KIPRAH JAN MASSINK DI AYAMARU: CAMAT YANG PAKAR ANTROPOLOGI

Drs. Jan Massink mengambil kuliah Indologi di Universitas Utrecht selama lima tahun (1945-1950). Lelaki kelahiran Madiun (1926) ini memulai karirnya sebagai amtenar BB di Dutch Nieuw Guinea dari tahun 1951-1962. Ia berturut-turut berkantor di Hollandia (Jayapura), Merauke, Tanah Merah (dan Mindiptana), Teminabuan, Wisselmeren dan Merauke.

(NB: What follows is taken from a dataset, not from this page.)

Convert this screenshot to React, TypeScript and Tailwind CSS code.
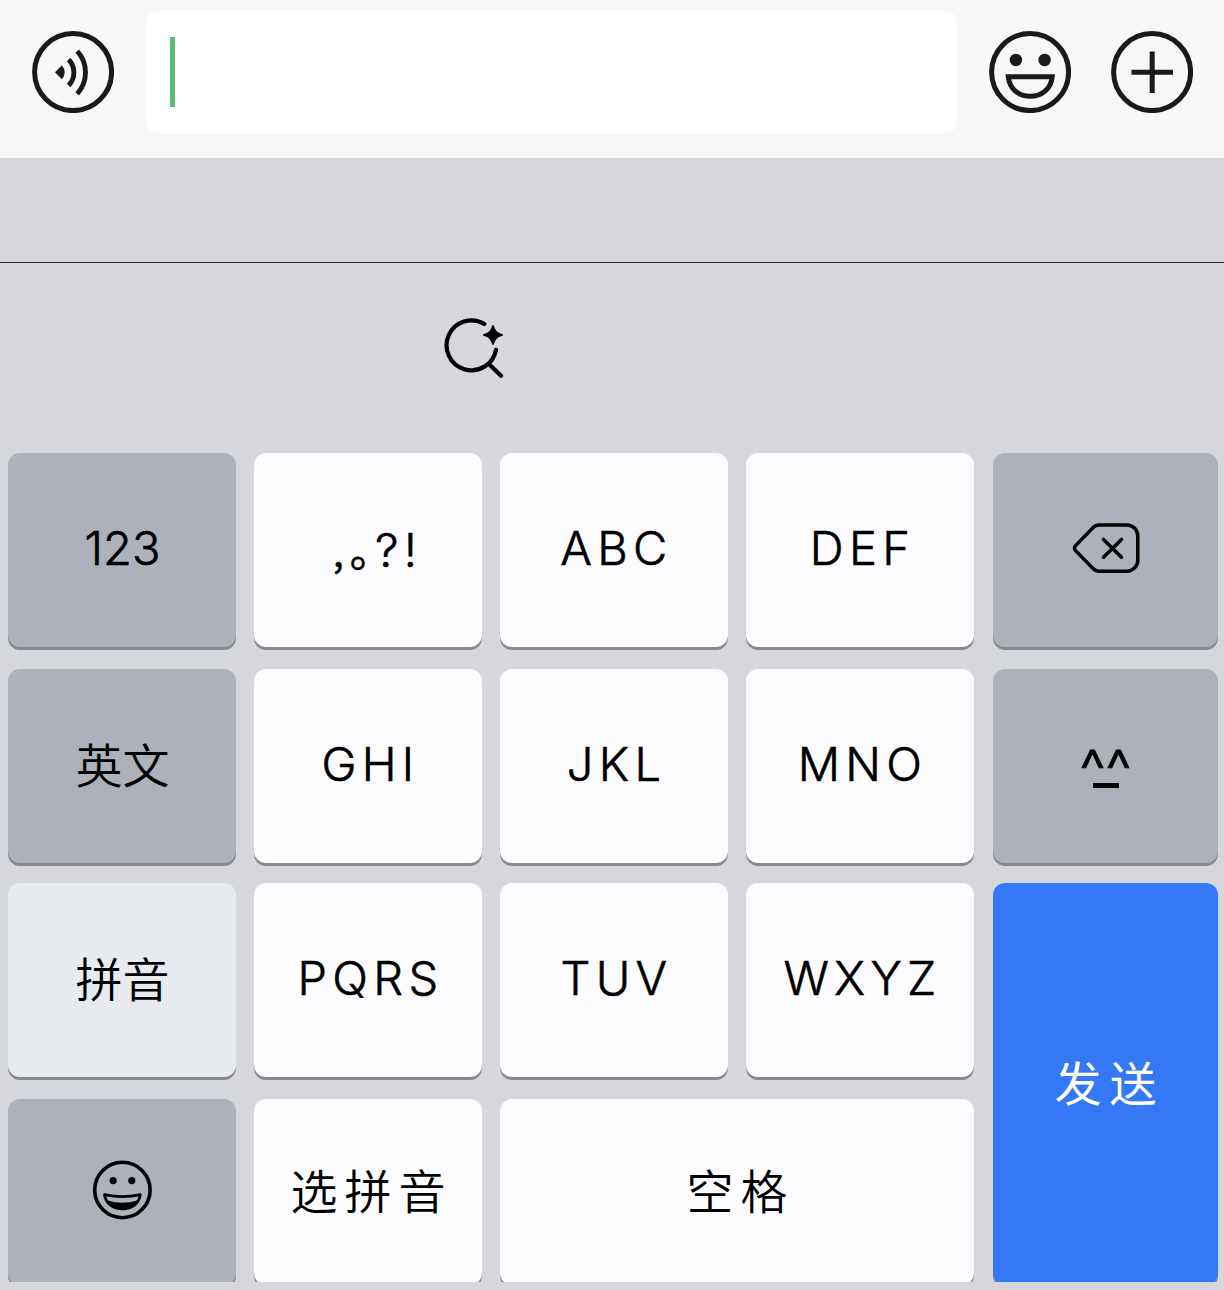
import React from 'react';
import clsx from 'clsx';

type Tone = 'light' | 'dark' | 'pale' | 'blue';

interface KeyProps {
  tone?: Tone;
  className?: string;
  children: React.ReactNode;
}

const tones: Record<Tone, string> = {
  light: 'bg-[#fcfcfe] text-black',
  dark: 'bg-[#adb1ba] text-black',
  pale: 'bg-[#e7eaef] text-black',
  blue: 'bg-[#3478f5] text-white',
};

function Key({ tone = 'light', className = 'h-[194px]', children }: KeyProps) {
  return (
    <button
      className={clsx(
        'flex items-center justify-center rounded-xl pb-1 shadow-[0_3px_0_#88898d] whitespace-nowrap',
        tones[tone],
        className
      )}
    >
      {children}
    </button>
  );
}

function Letters({ children }: { children: string }) {
  return (
    <span className="pb-0.5 pl-[5px] font-light tracking-[5.3px] [-webkit-text-stroke:0.6px_black]">
      {children}
    </span>
  );
}

function VoiceIcon() {
  return (
    <svg className="w-[82px] h-[82px] shrink-0" viewBox="0 0 82 82" fill="none" stroke="#1a1a1a" strokeWidth="5">
      <circle cx="41.1" cy="41.1" r="38.5" />
      <path d="M23 41.2 29.9 34.2Q35.6 41.2 29.9 48.2Z" fill="#1a1a1a" stroke="none" />
      <path d="M36.6 28.5A18.6 18.6 0 0 1 36.6 54.5" strokeWidth="4.9" />
      <path d="M45.2 20.2A31.5 31.5 0 0 1 45.2 62.8" strokeWidth="4.9" />
    </svg>
  );
}

function SmileIcon() {
  return (
    <svg className="w-[82px] h-[82px] shrink-0" viewBox="0 0 82 82" fill="none" stroke="#1a1a1a" strokeWidth="5">
      <circle cx="41.1" cy="41.1" r="38.5" />
      <circle cx="26.9" cy="29" r="6.2" fill="#1a1a1a" stroke="none" />
      <circle cx="55.6" cy="29" r="6.2" fill="#1a1a1a" stroke="none" />
      <path d="M19.3 45.7H63.2C62 58 52.7 65.3 41.2 65.3S20.5 58 19.3 45.7Z" />
    </svg>
  );
}

function PlusIcon() {
  return (
    <svg className="w-[82px] h-[82px] shrink-0" viewBox="0 0 82 82" fill="none" stroke="#1a1a1a" strokeWidth="5">
      <circle cx="41.1" cy="41.1" r="38.5" />
      <path d="M20.5 41.2H62M41.2 20.5V62" />
    </svg>
  );
}

function SearchSparkIcon() {
  return (
    <svg className="w-16 h-16" viewBox="0 0 64 64" fill="none" stroke="#000" strokeWidth="4.2" strokeLinecap="round">
      <path d="M42.3 8A24.9 24.9 0 1 0 54 33.8M47.2 48.2 59 59.7" />
      <path
        d="M51 10C52.6 15.6 54.6 17.4 60.2 19C54.6 20.6 52.6 22.4 51 28C49.4 22.4 47.4 20.6 41.8 19C47.4 17.4 49.4 15.6 51 10Z"
        fill="#000"
        strokeWidth="1.8"
        strokeLinejoin="round"
      />
    </svg>
  );
}

function BackspaceIcon() {
  return (
    <svg
      className="ml-0.5 w-[69px] h-[52px]"
      viewBox="0 0 69 52"
      fill="none"
      stroke="#000"
      strokeWidth="3.5"
      strokeLinecap="round"
      strokeLinejoin="round"
    >
      <path d="M27.5 3H54.5A11 11 0 0 1 65.8 14V38.2A11 11 0 0 1 54.5 49.2H27.5C25 49.2 22.8 48.3 21 46.5L3.6 28.6C2.2 27 2.2 25.2 3.6 23.6L21 5.7C22.8 3.9 25 3 27.5 3Z" />
      <path d="M31.5 17.4 49.5 35.2M49.5 17.4 31.5 35.2" />
    </svg>
  );
}

function EmojiIcon() {
  return (
    <svg className="w-[60px] h-[60px]" viewBox="0 0 60 60" fill="none" stroke="#000" strokeWidth="3.6">
      <circle cx="30.4" cy="30" r="27.7" />
      <circle cx="21.2" cy="20.6" r="3.6" fill="#000" stroke="none" />
      <circle cx="39.8" cy="20.6" r="3.6" fill="#000" stroke="none" />
      <path d="M12.5 34.6Q30.4 38.8 48.3 34.6C47.1 43.5 39.8 48.9 30.4 48.9S13.7 43.5 12.5 34.6Z" strokeWidth="2.8" strokeLinejoin="round" />
      <path d="M15 40.2Q30.4 45.2 45.8 40.2C42.7 46.5 37.2 49 30.4 49S18.2 46.5 15 40.2Z" fill="#000" stroke="none" />
    </svg>
  );
}

export default function App() {
  return (
    <div className="w-[1224px] h-[1290px] overflow-hidden bg-[#d5d7dc] font-['Inter','Noto_Sans_CJK_SC',sans-serif] text-[47px] leading-none">
      {/* Message bar */}
      <div className="flex h-[158px] bg-[#f7f7f7] pl-8 pt-[11px]">
        <div className="flex h-[122px] items-center">
          <VoiceIcon />
          <div className="mx-8 h-[122px] w-[811px] rounded-xl bg-white pl-6 pt-[26px]">
            <div className="h-[70px] w-[5px] bg-[#5fbb6c]" />
          </div>
          <SmileIcon />
          <div className="w-10" />
          <PlusIcon />
        </div>
      </div>

      {/* Keyboard toolbar */}
      <div className="h-[105px] border-b border-[#2c2c30]" />
      <div className="h-[190px] pl-[442px] pt-[53px]">
        <SearchSparkIcon />
      </div>

      {/* Keys */}
      <div className="ml-2 grid h-[829px] w-[1216px] grid-cols-[228px_228px_228px_228px_226px] grid-rows-[216px_214px_216px_183px] items-start gap-x-[18px] overflow-hidden">
        <Key tone="dark">
          <span className="pb-0.5 pl-px font-light [-webkit-text-stroke:0.6px_black]">123</span>
        </Key>
        <Key>
          <span className="flex items-baseline pl-[14px] pt-0.5 font-light [-webkit-text-stroke:0.6px_black]">
            <span className="font-['Noto_Sans_CJK_SC'] text-[38px] font-normal [font-feature-settings:'halt']">,</span>
            <span className="ml-[6px] font-['Noto_Sans_CJK_SC'] text-[42px] font-normal [font-feature-settings:'halt']">。</span>
            <span className="-ml-px w-[34px]">?</span>
            <span>!</span>
          </span>
        </Key>
        <Key>
          <Letters>ABC</Letters>
        </Key>
        <Key>
          <Letters>DEF</Letters>
        </Key>
        <Key tone="dark" className="ml-px h-[194px]">
          <BackspaceIcon />
        </Key>

        <Key tone="dark">
          <span className="pl-px pt-0.5 font-[350]">英文</span>
        </Key>
        <Key>
          <Letters>GHI</Letters>
        </Key>
        <Key>
          <Letters>JKL</Letters>
        </Key>
        <Key>
          <Letters>MNO</Letters>
        </Key>
        <Key tone="dark" className="ml-px h-[194px]">
          <span className="flex flex-col items-center">
            <span className="h-[42px] text-[58px] leading-[58px] font-light [-webkit-text-stroke:0.9px_black]">^^</span>
            <span className="ml-0.5 h-[5px] w-[26px] bg-black" />
          </span>
        </Key>

        <Key tone="pale">
          <span className="pl-px pt-0.5 font-[350]">拼音</span>
        </Key>
        <Key>
          <Letters>PQRS</Letters>
        </Key>
        <Key>
          <Letters>TUV</Letters>
        </Key>
        <Key>
          <Letters>WXYZ</Letters>
        </Key>
        <Key tone="blue" className="ml-px h-[402px] row-span-2">
          <span className="tracking-[8px] pl-[8px] pt-0.5 font-normal">发送</span>
        </Key>

        <Key tone="dark" className="h-[186px]">
          <EmojiIcon />
        </Key>
        <Key className="h-[186px]">
          <span className="tracking-[7px] pl-[7px] pt-0.5 font-[350]">选拼音</span>
        </Key>
        <Key className="col-span-2 h-[186px]">
          <span className="tracking-[7px] pl-[7px] pt-0.5 font-[350]">空格</span>
        </Key>
      </div>
    </div>
  );
}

Di tempat yang terakhir itu, ia juga menjadi Ketua Dewan Daerah (Streekraad).

Sesudah selama beberapa saat di Direktorat Kerjasama Pembangunan pada Departemen Luar Negeri, ia bekerja di Universitas Amsterdam di bidang bimbingan dan penyuluhan, dan kemudian di Technische Universiteit Delft (1963-1982). Sejak 1986 ia menulis buku-buku wisata, antara lain mengenai Swedia, Irlandia dan Australia.

Jan Massink meneruskan tugas pendahulunya Win van der Veen, sebagai kontrolir di Onderafdeling Ayamaru, Juni 1953. Bila sebelumnya selama 20 bulan Jan Massink masih menjadi adspirant-controleur yang diperbantukan di Direktorat Departemen Dalam Negeri, kemudian menjadi Residen Zuid Nieuw Guinea di Merauke dan Kepala Pemerintahan Lokal (Hoofd van Plaatselijk Bestuur) Boven Digul di Tanah Merah, maka kini ia menjadi seorang pemimpin dengan wilayah kerja sendiri yang mandiri.